I have found some old threads regarding this, but they seems to be some years old. E.g. openVPN - Split-tunneling DNS priority

I'm on Windows.
I'm connected to a local network with local DNS.
I use OpenVPN to connect to another network, this network have resources available at *.example.com.

Is it even possible to have one DNS for *.example.com and another for everything else? I know I can setup a local DNS on my machine to solve it, or enter all the hostnames of example.com in my local hosts-file.


Solution 1:

I am afraid it is not possible as DNS resolver do the work independently on what you are resolving...

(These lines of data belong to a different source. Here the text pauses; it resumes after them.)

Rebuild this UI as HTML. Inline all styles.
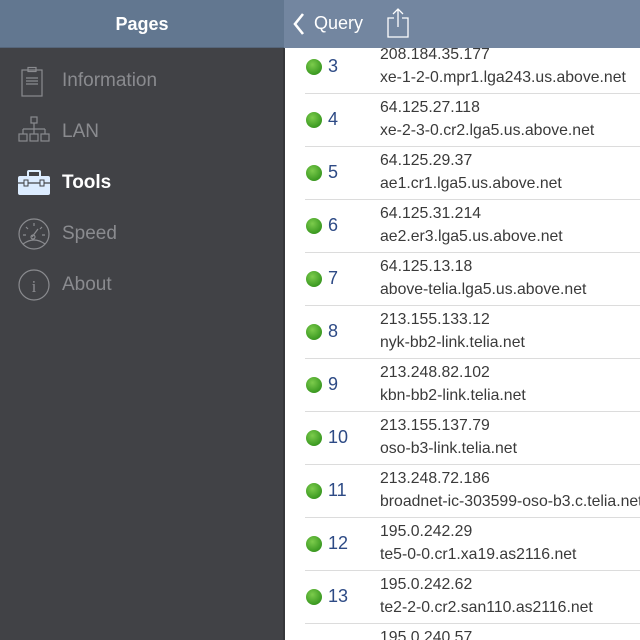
<!DOCTYPE html>
<html><head><style>
*{margin:0;padding:0;box-sizing:border-box}
html,body{width:640px;height:640px;overflow:hidden}
body{position:relative;font-family:"Liberation Sans",sans-serif;background:#fff}
.side{position:absolute;left:0;top:0;width:284px;height:640px;background:#414246}
.sh{position:absolute;left:0;top:0;width:284px;height:48px;background:#627790;color:#fff;font-weight:bold;font-size:18px;text-align:center;line-height:48px;border-bottom:1px solid #55657a}
.rh{position:absolute;left:284px;top:0;width:356px;height:48px;background:#7386a0}
.item{position:absolute;left:62px;font-size:19px;color:#8a8b8f;line-height:20px}
.ic{position:absolute;left:18px}
.row{position:absolute;left:305px;width:335px;height:53px;border-bottom:1px solid #dcdcdc;overflow:hidden}
.dot{position:absolute;left:1px;top:18px;width:16px;height:16px;border-radius:50%;background:radial-gradient(circle at 40% 35%,#7ccc4c,#3c9a22 70%,#2f7f1a)}
.n{position:absolute;left:23px;top:15px;font-size:18px;color:#2d4a85}
.a{position:absolute;left:75px;top:5px;font-size:15.8px;color:#3a3a3a;white-space:nowrap}
.b{position:absolute;left:75px;top:28px;font-size:15.8px;color:#3a3a3a;white-space:nowrap}
.divl{position:absolute;left:283px;top:48px;width:2px;height:592px;background:#36373a}
</style></head><body>
<div class="side">
<div class="sh">Pages</div>
<svg class="ic" style="top:66px" width="28" height="32" viewBox="0 0 28 32" fill="none" stroke="#8a8b8f" stroke-width="1.2"><rect x="4" y="4" width="20" height="26"/><rect x="10" y="1.5" width="8" height="4"/><path d="M8 12h12M8 15h12M8 18h12"/></svg>
<div class="item" style="top:71px">Information</div>
<svg class="ic" style="top:116px" width="32" height="32" viewBox="0 0 32 32" fill="none" stroke="#8a8b8f" stroke-width="1.2"><rect x="13" y="1" width="6" height="6"/><path d="M16 7v6M5 13h22M5 13v5M16 13v5M27 13v5"/><rect x="1" y="18" width="8" height="7"/><rect x="12" y="18" width="8" height="7"/><rect x="23" y="18" width="8" height="7"/></svg>
<div class="item" style="top:122px">LAN</div>
<svg class="ic" style="top:170px" width="32" height="26" viewBox="0 0 32 26"><rect x="10" y="1" width="12" height="6" rx="1" fill="none" stroke="#ddeeff" stroke-width="2"/><rect x="0" y="6" width="32" height="19" rx="2" fill="#dcecff"/><path d="M0 13h32" stroke="#414246" stroke-width="1.2"/><rect x="6" y="10" width="4" height="6" fill="#dcecff" stroke="#414246"/><rect x="22" y="10" width="4" height="6" fill="#dcecff" stroke="#414246"/></svg>
<div class="item" style="top:173px;color:#fff;font-weight:bold">Tools</div>
<svg class="ic" style="top:218px" width="32" height="32" viewBox="0 0 32 32" fill="none" stroke="#8a8b8f" stroke-width="1.2"><circle cx="16" cy="16" r="15"/><path d="M5 26q11-8 22 0M16 5v3M8 9l2 2M24 9l-2 2M5 17h3M27 17h-3M14 19l6-8"/><circle cx="15" cy="19" r="2"/></svg>
<div class="item" style="top:224px">Speed</div>
<svg class="ic" style="top:269px" width="32" height="32" viewBox="0 0 32 32" fill="none" stroke="#8a8b8f" stroke-width="1.2"><circle cx="16" cy="16" r="15"/><text x="16" y="23" text-anchor="middle" font-family="Liberation Serif" font-size="17" fill="#8a8b8f" stroke="none">i</text></svg>
<div class="item" style="top:275px">About</div>
</div>
<div class="divl"></div>
<div class="rh">
<svg style="position:absolute;left:8px;top:12px" width="14" height="24" viewBox="0 0 14 24" fill="none" stroke="#fff" stroke-width="2.6"><path d="M11 2L3 12l8 10"/></svg>
<div style="position:absolute;left:30px;top:13px;color:#fff;font-size:18px">Query</div>
<svg style="position:absolute;left:101px;top:7px" width="26" height="32" viewBox="0 0 26 32" fill="none" stroke="#fff" stroke-width="1.3"><path d="M9 11H3v19h20V11h-6M13 2v18M8 7l5-5 5 5"/></svg>
</div>
<div class="row" style="top:41px"><div class="dot"></div><div class="n">3</div><div class="a">208.184.35.177</div><div class="b">xe-1-2-0.mpr1.lga243.us.above.net</div></div>
<div class="row" style="top:94px"><div class="dot"></div><div class="n">4</div><div class="a">64.125.27.118</div><div class="b">xe-2-3-0.cr2.lga5.us.above.net</div></div>
<div class="row" style="top:147px"><div class="dot"></div><div class="n">5</div><div class="a">64.125.29.37</div><div class="b">ae1.cr1.lga5.us.above.net</div></div>
<div class="row" style="top:200px"><div class="dot"></div><div class="n">6</div><div class="a">64.125.31.214</div><div class="b">ae2.er3.lga5.us.above.net</div></div>
<div class="row" style="top:253px"><div class="dot"></div><div class="n">7</div><div class="a">64.125.13.18</div><div class="b">above-telia.lga5.us.above.net</div></div>
<div class="row" style="top:306px"><div class="dot"></div><div class="n">8</div><div class="a">213.155.133.12</div><div class="b">nyk-bb2-link.telia.net</div></div>
<div class="row" style="top:359px"><div class="dot"></div><div class="n">9</div><div class="a">213.248.82.102</div><div class="b">kbn-bb2-link.telia.net</div></div>
<div class="row" style="top:412px"><div class="dot"></div><div class="n">10</div><div class="a">213.155.137.79</div><div class="b">oso-b3-link.telia.net</div></div>
<div class="row" style="top:465px"><div class="dot"></div><div class="n">11</div><div class="a">213.248.72.186</div><div class="b">broadnet-ic-303599-oso-b3.c.telia.net</div></div>
<div class="row" style="top:518px"><div class="dot"></div><div class="n">12</div><div class="a">195.0.242.29</div><div class="b">te5-0-0.cr1.xa19.as2116.net</div></div>
<div class="row" style="top:571px"><div class="dot"></div><div class="n">13</div><div class="a">195.0.242.62</div><div class="b">te2-2-0.cr2.san110.as2116.net</div></div>
<div class="row" style="top:624px;height:16px;border:none"><div class="a">195.0.240.57</div></div>
</body></html>
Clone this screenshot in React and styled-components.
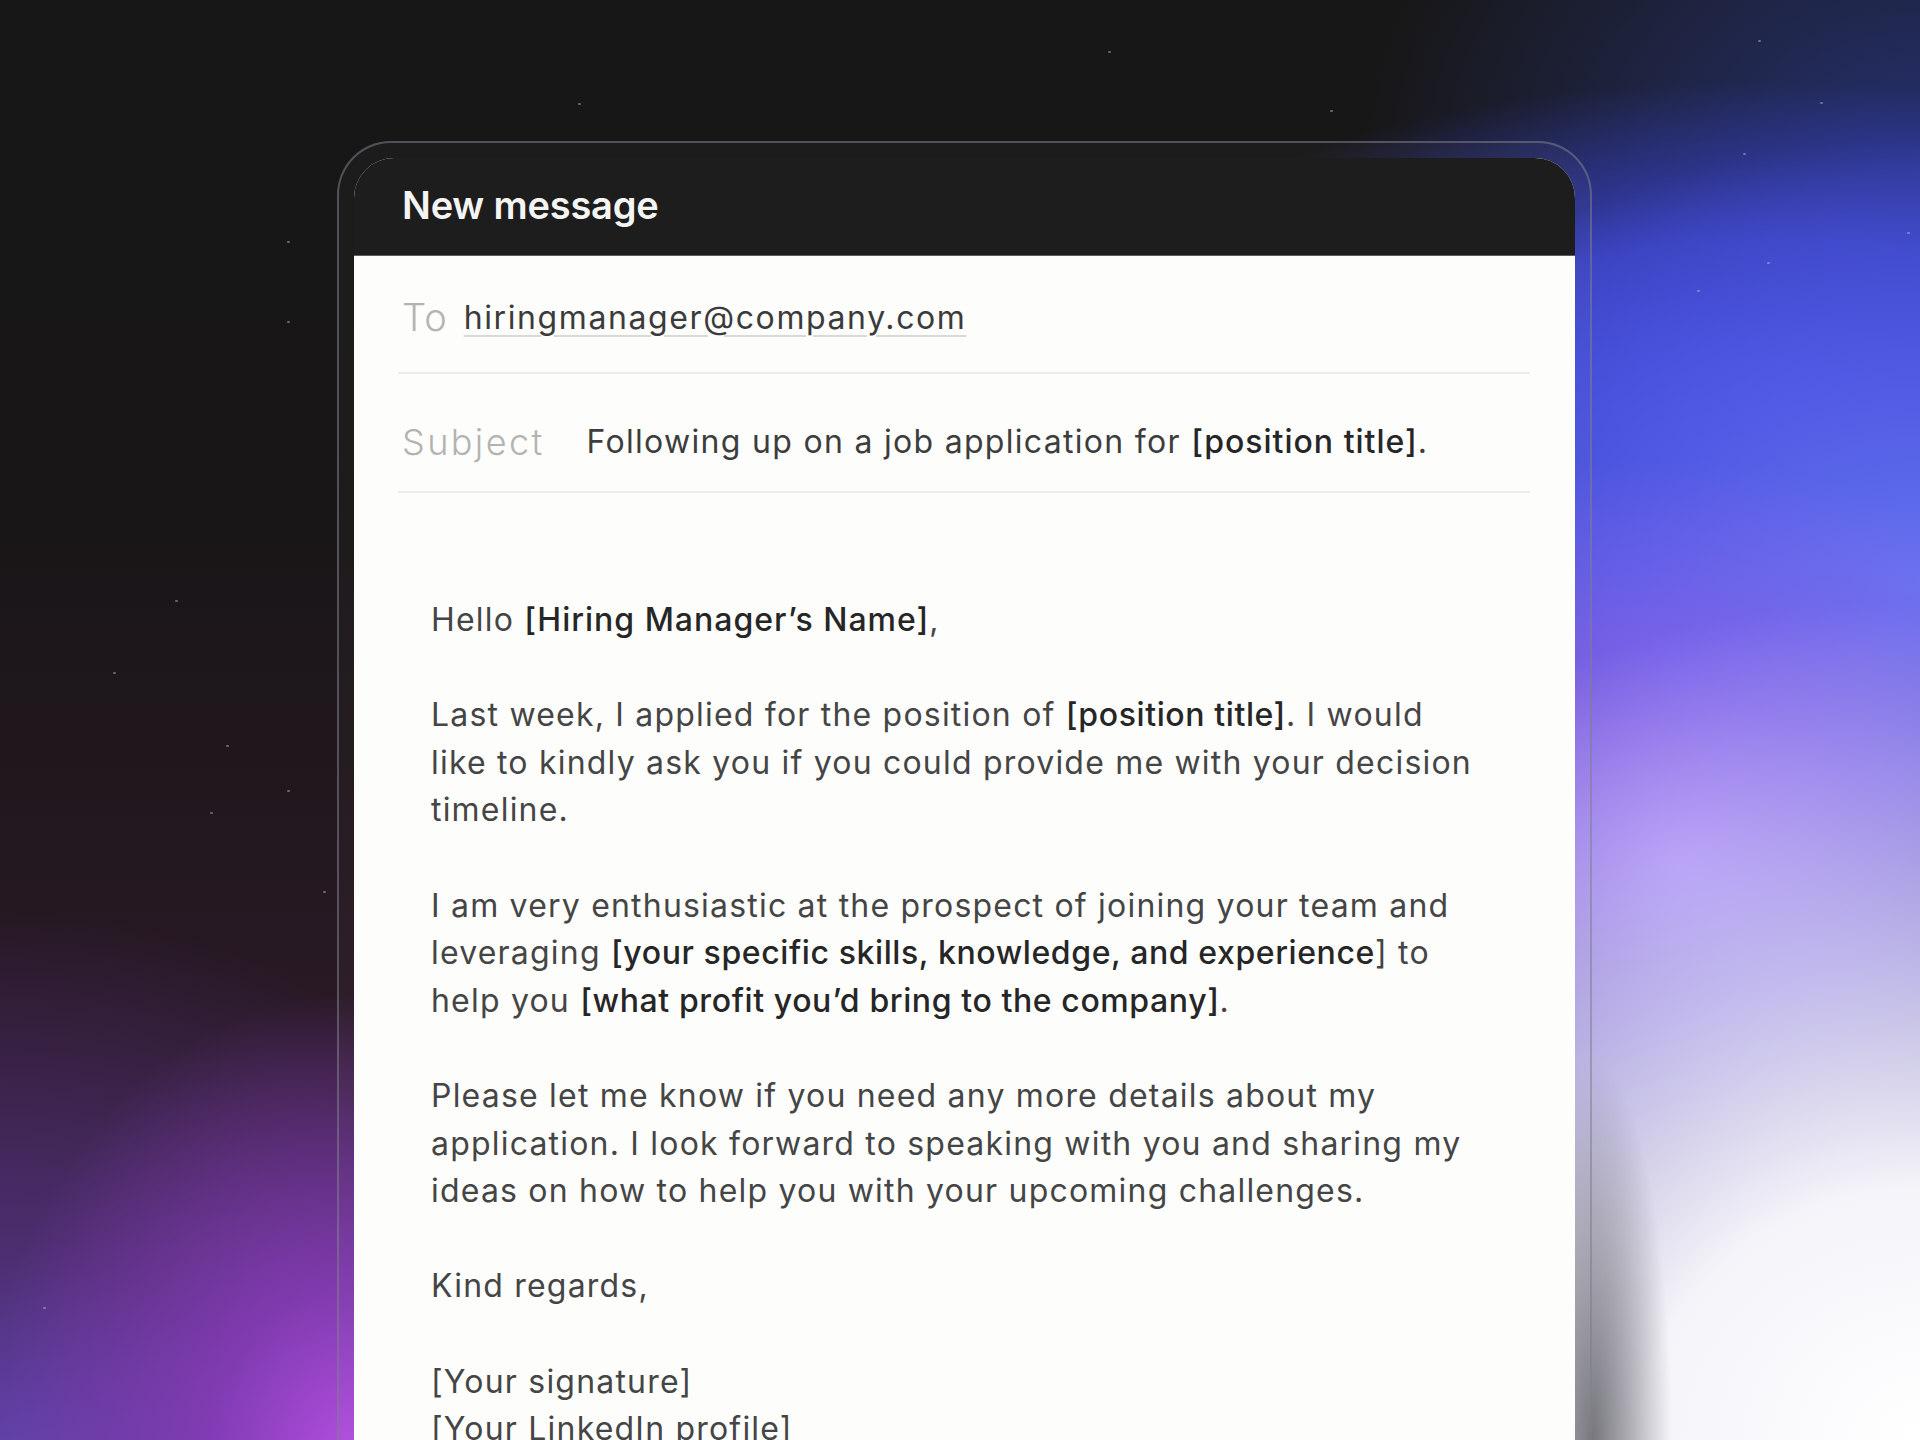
import React from "react";
import styled, { createGlobalStyle } from "styled-components";

const Global = createGlobalStyle`
  html, body { margin: 0; padding: 0; background: #171717; }
  body { font-family: Inter, "Noto Sans", sans-serif; }
  * { box-sizing: border-box; }
`;

const Page = styled.div`
  position: relative;
  width: 1920px;
  height: 1440px;
  overflow: hidden;
  padding: 141px 0 0 337px;
  background:
    radial-gradient(ellipse 80px 380px at 1592px 1440px, rgba(112,112,118,0.95) 0%, rgba(125,125,132,0.55) 50%, rgba(140,140,150,0) 100%),
    radial-gradient(ellipse 920px 840px at 1920px 1440px, #ffffff 0%, rgba(248,248,253,0.98) 30%, rgba(215,215,250,0.8) 55%, rgba(195,190,245,0) 100%),
    radial-gradient(ellipse 480px 400px at 1680px 860px, rgba(160,120,245,1) 0%, rgba(145,105,240,0.75) 40%, rgba(120,90,230,0) 100%),
    radial-gradient(ellipse 620px 440px at 1920px 580px, rgba(100,115,240,1) 0%, rgba(85,95,232,0.85) 45%, rgba(70,80,225,0) 100%),
    radial-gradient(ellipse 720px 320px at 1760px 400px, rgba(60,70,215,1) 0%, rgba(60,70,215,0.8) 50%, rgba(60,70,215,0) 100%),
    radial-gradient(ellipse 260px 360px at 1620px 600px, rgba(75,50,190,0.9) 0%, rgba(75,50,190,0) 100%),
    radial-gradient(ellipse 380px 480px at 360px 1470px, rgba(182,80,228,1) 0%, rgba(150,65,205,0.7) 40%, rgba(110,50,160,0) 100%),
    radial-gradient(ellipse 620px 560px at 0px 1470px, rgba(95,68,172,1) 0%, rgba(85,50,130,0.75) 40%, rgba(60,35,80,0) 100%),
    radial-gradient(ellipse 560px 420px at 1920px 160px, rgba(38,50,115,0.95) 0%, rgba(30,35,70,0) 100%),
    linear-gradient(180deg, #171717 0%, #181617 35%, #21171d 55%, #2b1a28 75%, #3a2448 100%);
`;

const Star = styled.span`
  position: absolute;
  width: 3px;
  height: 2px;
  border-radius: 1px;
  background: rgba(200, 200, 220, 0.45);
`;

const Frame = styled.div`
  width: 1255px;
  height: 1340px;
  padding: 15px 15px 0 15px;
  border: 2px solid rgba(125, 125, 140, 0.55);
  border-radius: 54px 54px 0 0;
  background: rgba(255, 255, 255, 0.025);
`;

const Card = styled.div`
  width: 1221px;
  height: 100%;
  border-radius: 40px 40px 0 0;
  overflow: hidden;
  background: #fdfdfc;
  display: flex;
  flex-direction: column;
`;

const Header = styled.div`
  height: 98px;
  flex: none;
  display: flex;
  align-items: center;
  padding: 0 0 4px 48px;
  background: #1d1d1d;
  border-bottom: 1px solid #5c5c5c;
`;

const Title = styled.h1`
  margin: 0;
  font-family: Inter, sans-serif;
  font-weight: 600;
  font-size: 38px;
  letter-spacing: -0.2px;
  color: #f4f4f2;
`;

const Fields = styled.div`
  padding: 0 45px 0 44px;
`;

const FieldRow = styled.div`
  height: ${(p) => p.$height}px;
  display: flex;
  align-items: center;
  gap: ${(p) => p.$gap}px;
  padding: ${(p) => p.$pt}px 0 0 4px;
  border-bottom: 2px solid #ececea;
`;

const Label = styled.span`
  font-family: Inter, sans-serif;
  font-weight: 300;
  font-size: ${(p) => p.$size}px;
  letter-spacing: ${(p) => p.$ls}px;
  color: #b3b3b1;
`;

const Email = styled.span`
  font-family: Inter, sans-serif;
  font-size: 32px;
  letter-spacing: 1.6px;
  color: #3b3b3b;
  text-decoration: underline;
  text-decoration-color: #d9d9d6;
  text-decoration-thickness: 2px;
  text-underline-offset: 6px;
`;

const SubjectText = styled.span`
  font-family: Inter, sans-serif;
  font-size: 32px;
  letter-spacing: 1.3px;
  color: #3d3d3d;
`;

const Strong = styled.span`
  font-weight: 500;
  letter-spacing: ${(p) => p.$ls ?? 0.6}px;
  color: #262626;
`;

const Body = styled.div`
  padding: 103px 40px 0 77px;
  display: flex;
  flex-direction: column;
  gap: 47.6px;
`;

const Para = styled.p`
  margin: 0;
  font-family: Inter, sans-serif;
  font-size: 32px;
  line-height: 47.6px;
  letter-spacing: 1.2px;
  color: #454545;
  white-space: nowrap;
`;

const stars = [
  [287, 241], [287, 321], [175, 600], [113, 672], [226, 745], [287, 790],
  [210, 812], [323, 891], [43, 1307], [1108, 51], [578, 103], [1758, 40],
  [1820, 102], [1743, 153], [1767, 262], [1697, 290], [1907, 232], [1330, 110]
];

export default function App() {
  return (
    <>
      <Global />
      <Page>
        {stars.map(([x, y], i) => (
          <Star key={i} style={{ left: x, top: y }} />
        ))}
        <Frame>
          <Card>
            <Header>
              <Title>New message</Title>
            </Header>
            <Fields>
              <FieldRow $height={118} $gap={16} $pt={6}>
                <Label $size={38} $ls={1}>To</Label>
                <Email>hiringmanager@company.com</Email>
              </FieldRow>
              <FieldRow $height={119} $gap={42} $pt={18}>
                <Label $size={36} $ls={2.4}>Subject</Label>
                <SubjectText>
                  Following up on a job application for <Strong $ls={1}>[position title]</Strong>.
                </SubjectText>
              </FieldRow>
            </Fields>
            <Body>
              <Para>
                Hello <Strong $ls={1}>[Hiring Manager’s Name]</Strong>,
              </Para>
              <Para>
                Last week, I applied for the position of <Strong>[position title]</Strong>. I would
                <br />
                like to kindly ask you if you could provide me with your decision
                <br />
                timeline.
              </Para>
              <Para>
                I am very enthusiastic at the prospect of joining your team and
                <br />
                leveraging <Strong>[your specific skills, knowledge, and experience</Strong>] to
                <br />
                help you <Strong>[what profit you’d bring to the company]</Strong>.
              </Para>
              <Para>
                Please let me know if you need any more details about my
                <br />
                application. I look forward to speaking with you and sharing my
                <br />
                ideas on how to help you with your upcoming challenges.
              </Para>
              <Para>Kind regards,</Para>
              <Para>
                [Your signature]
                <br />
                [Your LinkedIn profile]
              </Para>
            </Body>
          </Card>
        </Frame>
      </Page>
    </>
  );
}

On Windows there is one "feature" that default metric on interface is used also to priority (order) setting related to DNS server(s) which to use for resolving. So based on which DNS server (if local one or on VPN reachable network) you are planning to use you should set up default metric on TAP interface before the connection is established.

Only option could be (depends on specific behaviour of resolver) to set up DNS server on VPN to resolve only specific domains and not do recursion. So once the DNS server doesn't offer answer "for the rest of zones" it may be possible that local DNS resolver on the system can try next DNS server. So for sure once the VPN's DNS server (at least for the view) will do the recursion the other DNS server will not be used... Anyway this behaviour on DNS resolver side (client) may vary on implementation :-(.

Solution 2:

Most VPN clients have a setting to override the DNS server settings when you open the VPN connection, but this will forward all DNS queries to the corporate DNS servers. Having different conditional forwarders for different domains is only possible if you run a DNS server on the machine running the VPN.